I remember loving comics as a kid and I remember the characters as all having their own distinct “flavour” – good characterisation, I guess. There were a few characters that didn’t do it for me, some that I loved and some that I didn’t like at. I always recall Richie Rich and Scrooge McDuck in a very particular way. To me, Scrooge was mean, nasty, miserly and downright sneaky – he was not a likeable character. His money grubbing ways were just too over the top. Yes, he’d risen from humble roots but he was “nouveau riche” of the worst kind. Richie Rich on the other hand was, for me, just plain pathetic. Here was a kid who had everything and was just so “nice” - far too nice, and always so desperate to have friends and to be accepted. And the reason for his desperation was because his wealth put him out of everyone else’s league. It’s ironic that his two closest pals, Pee Wee and Freckles were seriously poor kids and his girlfriend, Gloria, always refused his luxury gifts. As I recall, most of my friends weren’t too keen on Scrooge or Richie either. Both characters were, in their own right, just not “nice”, unlikeable in their own ways. Although Richie wasn’t a “bad” guy, in my book, Scrooge was.
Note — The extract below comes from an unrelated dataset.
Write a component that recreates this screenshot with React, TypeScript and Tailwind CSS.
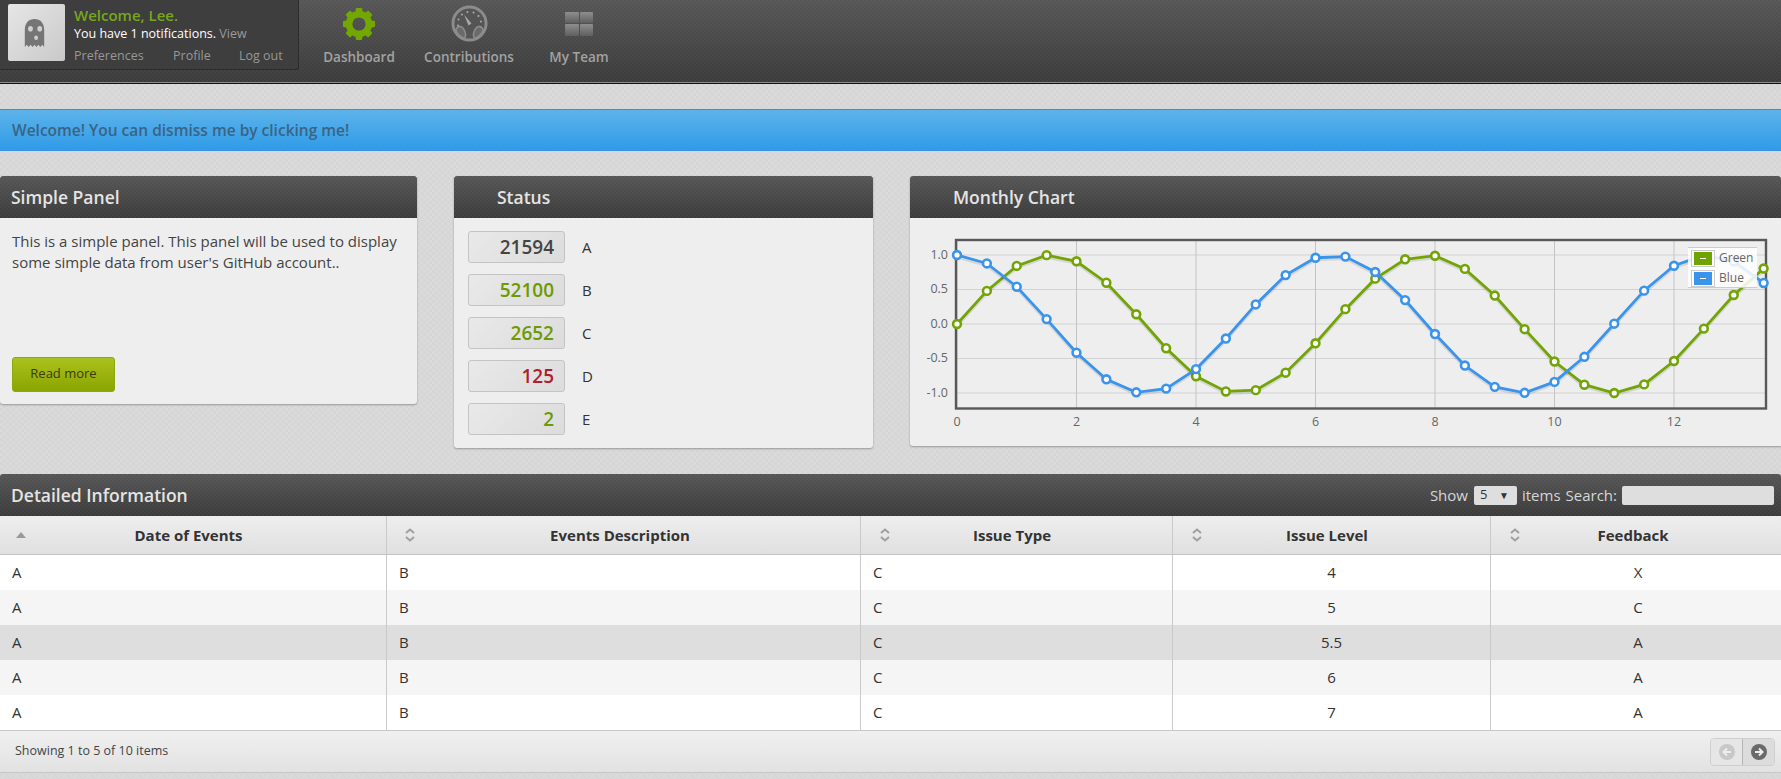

Now, zoom forward 50 years and consider where Scrooge and Richie would be today, how they might be perceived in a world where greed and wealth have become the norm.
First off, I imagine that with all his money, Richie would have no problems finding friends. For one thing, there’d be a hundred willing hangers on, only to glad to be noticed by him. For another, he wouldn’t be the only seriously rich kid around. In fact, he’d probably hang out with Paris, Hannah and the rest of the seriously rich kids. Richie’s world would be completely different – and Richie would be no different from the rest. In fact, in the Richie Rich movie starring Macauley Culkin, Richie is overindulged and has few troubles, he spends most of his time oohing over the junk his money can buy and he wins friends by wowing them with his toys. By the 90s, when the film was made, money bought love. A far cry from the Richie of fifty odd years ago.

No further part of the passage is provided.